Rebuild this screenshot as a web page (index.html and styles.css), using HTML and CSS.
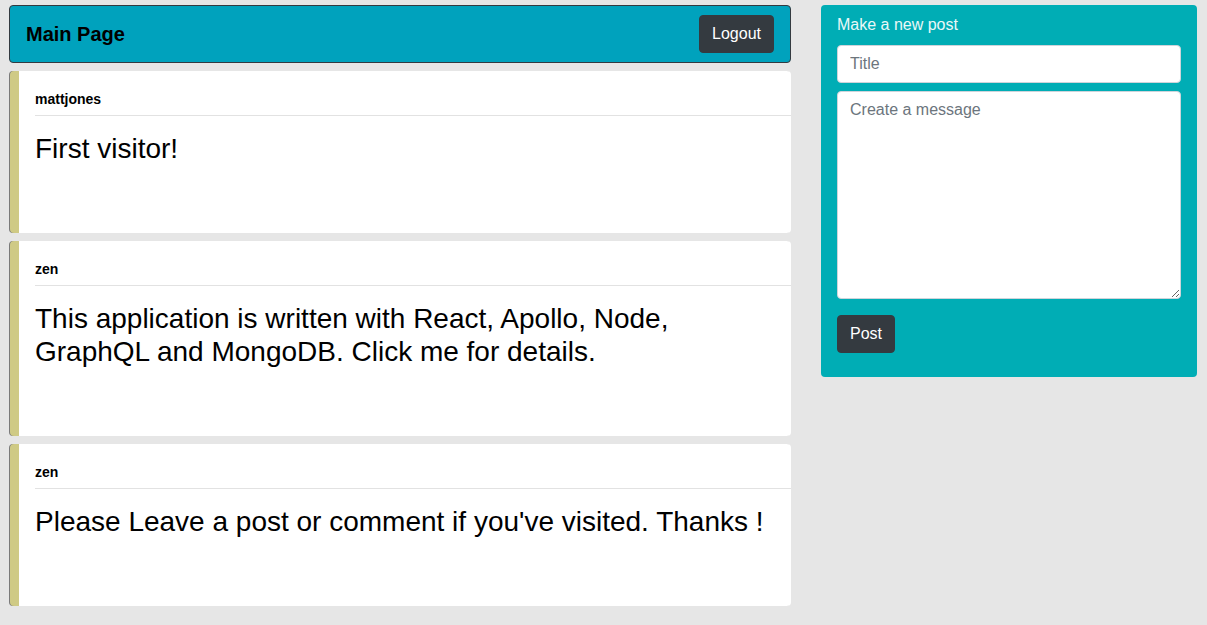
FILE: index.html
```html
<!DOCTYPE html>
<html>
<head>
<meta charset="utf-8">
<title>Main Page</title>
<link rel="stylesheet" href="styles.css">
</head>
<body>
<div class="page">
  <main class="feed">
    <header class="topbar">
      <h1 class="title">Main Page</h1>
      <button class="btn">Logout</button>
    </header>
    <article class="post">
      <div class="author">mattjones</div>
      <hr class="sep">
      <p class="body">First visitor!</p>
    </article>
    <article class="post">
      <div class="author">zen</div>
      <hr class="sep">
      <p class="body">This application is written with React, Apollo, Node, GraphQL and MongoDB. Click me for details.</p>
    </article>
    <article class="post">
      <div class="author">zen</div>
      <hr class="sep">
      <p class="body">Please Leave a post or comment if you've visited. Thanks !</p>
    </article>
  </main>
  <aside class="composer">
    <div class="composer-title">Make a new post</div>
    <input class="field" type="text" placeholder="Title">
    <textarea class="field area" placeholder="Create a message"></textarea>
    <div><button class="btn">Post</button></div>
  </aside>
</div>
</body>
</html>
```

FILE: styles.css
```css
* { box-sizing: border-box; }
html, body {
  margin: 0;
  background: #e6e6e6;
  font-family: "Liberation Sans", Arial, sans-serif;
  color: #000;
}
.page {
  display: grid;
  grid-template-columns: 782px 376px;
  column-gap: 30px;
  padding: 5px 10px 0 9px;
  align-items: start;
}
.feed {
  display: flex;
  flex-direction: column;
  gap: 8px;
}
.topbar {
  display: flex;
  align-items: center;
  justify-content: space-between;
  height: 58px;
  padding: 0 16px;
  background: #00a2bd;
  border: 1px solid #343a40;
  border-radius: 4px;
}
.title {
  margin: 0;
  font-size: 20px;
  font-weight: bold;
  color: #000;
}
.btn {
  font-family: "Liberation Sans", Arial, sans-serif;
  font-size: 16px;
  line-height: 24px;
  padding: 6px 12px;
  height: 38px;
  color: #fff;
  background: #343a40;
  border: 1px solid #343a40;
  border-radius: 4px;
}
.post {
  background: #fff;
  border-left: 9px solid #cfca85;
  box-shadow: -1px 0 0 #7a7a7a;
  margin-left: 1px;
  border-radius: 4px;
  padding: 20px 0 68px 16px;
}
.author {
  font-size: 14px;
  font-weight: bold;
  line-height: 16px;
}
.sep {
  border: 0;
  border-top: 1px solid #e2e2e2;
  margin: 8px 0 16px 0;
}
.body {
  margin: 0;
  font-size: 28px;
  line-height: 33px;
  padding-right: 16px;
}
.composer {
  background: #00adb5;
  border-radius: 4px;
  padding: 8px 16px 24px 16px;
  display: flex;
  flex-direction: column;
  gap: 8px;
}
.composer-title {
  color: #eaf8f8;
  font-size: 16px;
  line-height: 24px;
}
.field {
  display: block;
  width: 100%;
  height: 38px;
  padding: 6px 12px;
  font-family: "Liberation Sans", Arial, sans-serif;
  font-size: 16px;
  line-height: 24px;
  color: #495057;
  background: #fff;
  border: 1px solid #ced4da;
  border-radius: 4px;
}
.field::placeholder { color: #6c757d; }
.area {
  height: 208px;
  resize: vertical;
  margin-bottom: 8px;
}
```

**Work to do**.
Pull every line containing the word "styles" out of the material and copy it.

**Exercise solution**.
Rebuild this screenshot as a web page (index.html and styles.css), using HTML and CSS.
<link rel="stylesheet" href="styles.css">
FILE: styles.css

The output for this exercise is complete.